Find the word "components" in the listing; pull out each line holding it.

(A run of records)
+--
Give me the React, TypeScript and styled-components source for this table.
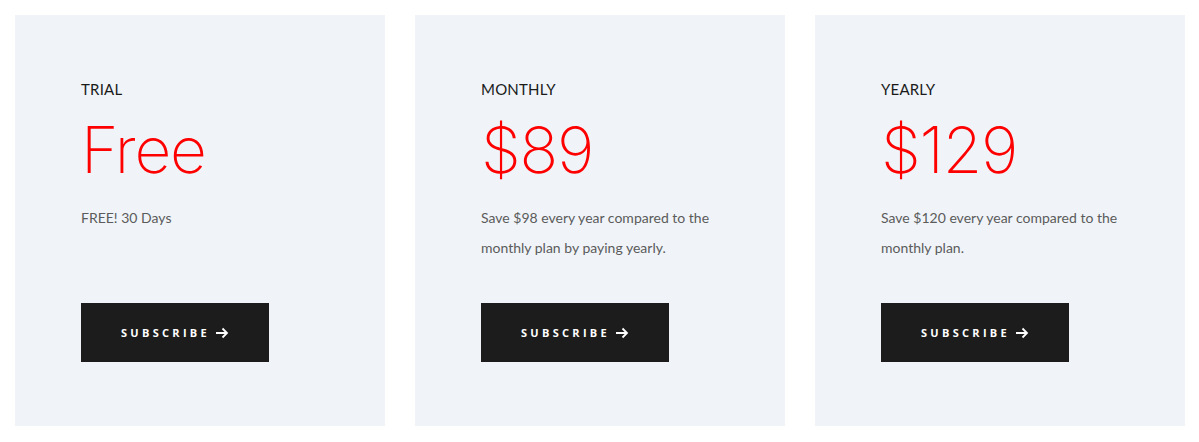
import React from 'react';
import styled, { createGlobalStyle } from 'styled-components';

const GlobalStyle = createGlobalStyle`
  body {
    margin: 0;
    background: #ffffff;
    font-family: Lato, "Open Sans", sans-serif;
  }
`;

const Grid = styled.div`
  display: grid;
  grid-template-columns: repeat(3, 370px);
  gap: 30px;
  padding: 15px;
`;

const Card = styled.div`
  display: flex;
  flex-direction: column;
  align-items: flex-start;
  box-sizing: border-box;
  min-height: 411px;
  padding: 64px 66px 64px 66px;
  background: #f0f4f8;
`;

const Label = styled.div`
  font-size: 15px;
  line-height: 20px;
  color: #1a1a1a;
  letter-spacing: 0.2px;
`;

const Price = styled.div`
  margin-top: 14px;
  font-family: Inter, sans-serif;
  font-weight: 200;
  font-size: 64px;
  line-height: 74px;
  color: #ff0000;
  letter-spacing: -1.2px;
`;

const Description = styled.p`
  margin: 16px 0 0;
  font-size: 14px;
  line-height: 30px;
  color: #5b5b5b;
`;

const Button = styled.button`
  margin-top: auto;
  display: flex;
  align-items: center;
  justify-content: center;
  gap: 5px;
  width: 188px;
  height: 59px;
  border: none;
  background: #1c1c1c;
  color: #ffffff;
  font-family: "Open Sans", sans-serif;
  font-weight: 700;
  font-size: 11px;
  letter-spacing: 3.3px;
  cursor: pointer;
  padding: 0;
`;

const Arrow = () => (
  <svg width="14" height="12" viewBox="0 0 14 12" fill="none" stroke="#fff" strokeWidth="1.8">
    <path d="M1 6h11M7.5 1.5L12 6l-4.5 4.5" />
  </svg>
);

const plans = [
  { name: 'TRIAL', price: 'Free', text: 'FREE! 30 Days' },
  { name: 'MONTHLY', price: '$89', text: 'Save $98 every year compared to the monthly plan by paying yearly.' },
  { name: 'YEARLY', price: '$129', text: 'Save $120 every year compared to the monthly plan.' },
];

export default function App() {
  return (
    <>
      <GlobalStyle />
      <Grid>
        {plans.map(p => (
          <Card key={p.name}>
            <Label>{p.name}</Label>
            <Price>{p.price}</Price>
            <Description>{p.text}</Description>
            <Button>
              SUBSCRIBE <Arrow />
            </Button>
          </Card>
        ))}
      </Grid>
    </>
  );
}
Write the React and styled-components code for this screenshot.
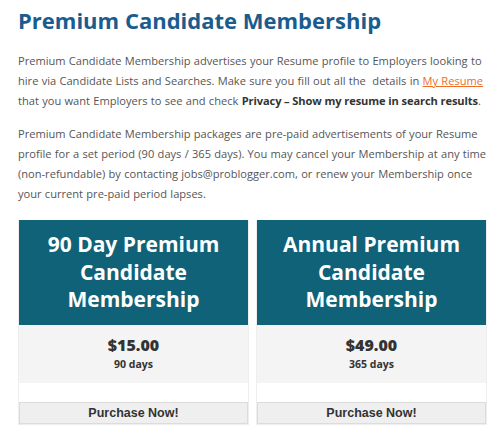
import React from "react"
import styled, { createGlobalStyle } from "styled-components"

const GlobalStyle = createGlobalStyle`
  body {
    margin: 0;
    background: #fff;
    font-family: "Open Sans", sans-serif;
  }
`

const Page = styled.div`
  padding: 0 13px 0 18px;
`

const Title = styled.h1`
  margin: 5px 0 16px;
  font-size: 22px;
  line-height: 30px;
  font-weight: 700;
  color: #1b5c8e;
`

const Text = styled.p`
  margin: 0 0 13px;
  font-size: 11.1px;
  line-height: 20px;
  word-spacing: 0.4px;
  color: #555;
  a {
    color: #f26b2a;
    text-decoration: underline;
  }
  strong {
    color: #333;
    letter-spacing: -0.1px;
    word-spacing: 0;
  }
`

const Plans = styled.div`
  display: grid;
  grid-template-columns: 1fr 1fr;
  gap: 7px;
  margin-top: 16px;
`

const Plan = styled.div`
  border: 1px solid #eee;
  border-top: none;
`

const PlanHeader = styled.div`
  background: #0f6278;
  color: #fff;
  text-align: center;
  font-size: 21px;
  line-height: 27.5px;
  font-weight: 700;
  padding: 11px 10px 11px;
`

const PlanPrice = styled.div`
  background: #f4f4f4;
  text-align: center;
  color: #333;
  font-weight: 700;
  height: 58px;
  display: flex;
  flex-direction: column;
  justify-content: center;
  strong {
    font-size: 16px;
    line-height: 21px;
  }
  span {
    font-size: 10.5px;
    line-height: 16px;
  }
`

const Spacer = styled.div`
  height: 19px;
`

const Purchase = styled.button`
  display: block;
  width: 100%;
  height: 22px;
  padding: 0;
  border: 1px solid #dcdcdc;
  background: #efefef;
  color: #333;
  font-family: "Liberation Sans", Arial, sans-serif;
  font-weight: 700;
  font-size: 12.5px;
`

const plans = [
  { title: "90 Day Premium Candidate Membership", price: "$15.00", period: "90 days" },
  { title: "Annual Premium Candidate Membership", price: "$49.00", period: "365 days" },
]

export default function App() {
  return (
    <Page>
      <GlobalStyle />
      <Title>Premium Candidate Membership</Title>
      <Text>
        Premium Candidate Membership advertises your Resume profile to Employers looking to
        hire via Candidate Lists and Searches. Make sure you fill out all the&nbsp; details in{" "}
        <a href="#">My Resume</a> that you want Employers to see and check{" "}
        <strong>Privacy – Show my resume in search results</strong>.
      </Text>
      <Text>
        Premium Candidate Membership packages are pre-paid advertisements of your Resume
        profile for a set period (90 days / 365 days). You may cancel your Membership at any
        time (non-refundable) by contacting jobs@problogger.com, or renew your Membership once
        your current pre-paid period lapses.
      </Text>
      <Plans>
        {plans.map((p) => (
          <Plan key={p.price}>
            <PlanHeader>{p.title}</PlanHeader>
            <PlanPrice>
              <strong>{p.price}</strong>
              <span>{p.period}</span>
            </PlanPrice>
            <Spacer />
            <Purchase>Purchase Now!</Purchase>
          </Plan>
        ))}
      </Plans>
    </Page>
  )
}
+--
_The completed task_.
Give me the React, TypeScript and styled-components source for this table.
import styled, { createGlobalStyle } from 'styled-components';
Write the React and styled-components code for this screenshot.
import styled, { createGlobalStyle } from "styled-components"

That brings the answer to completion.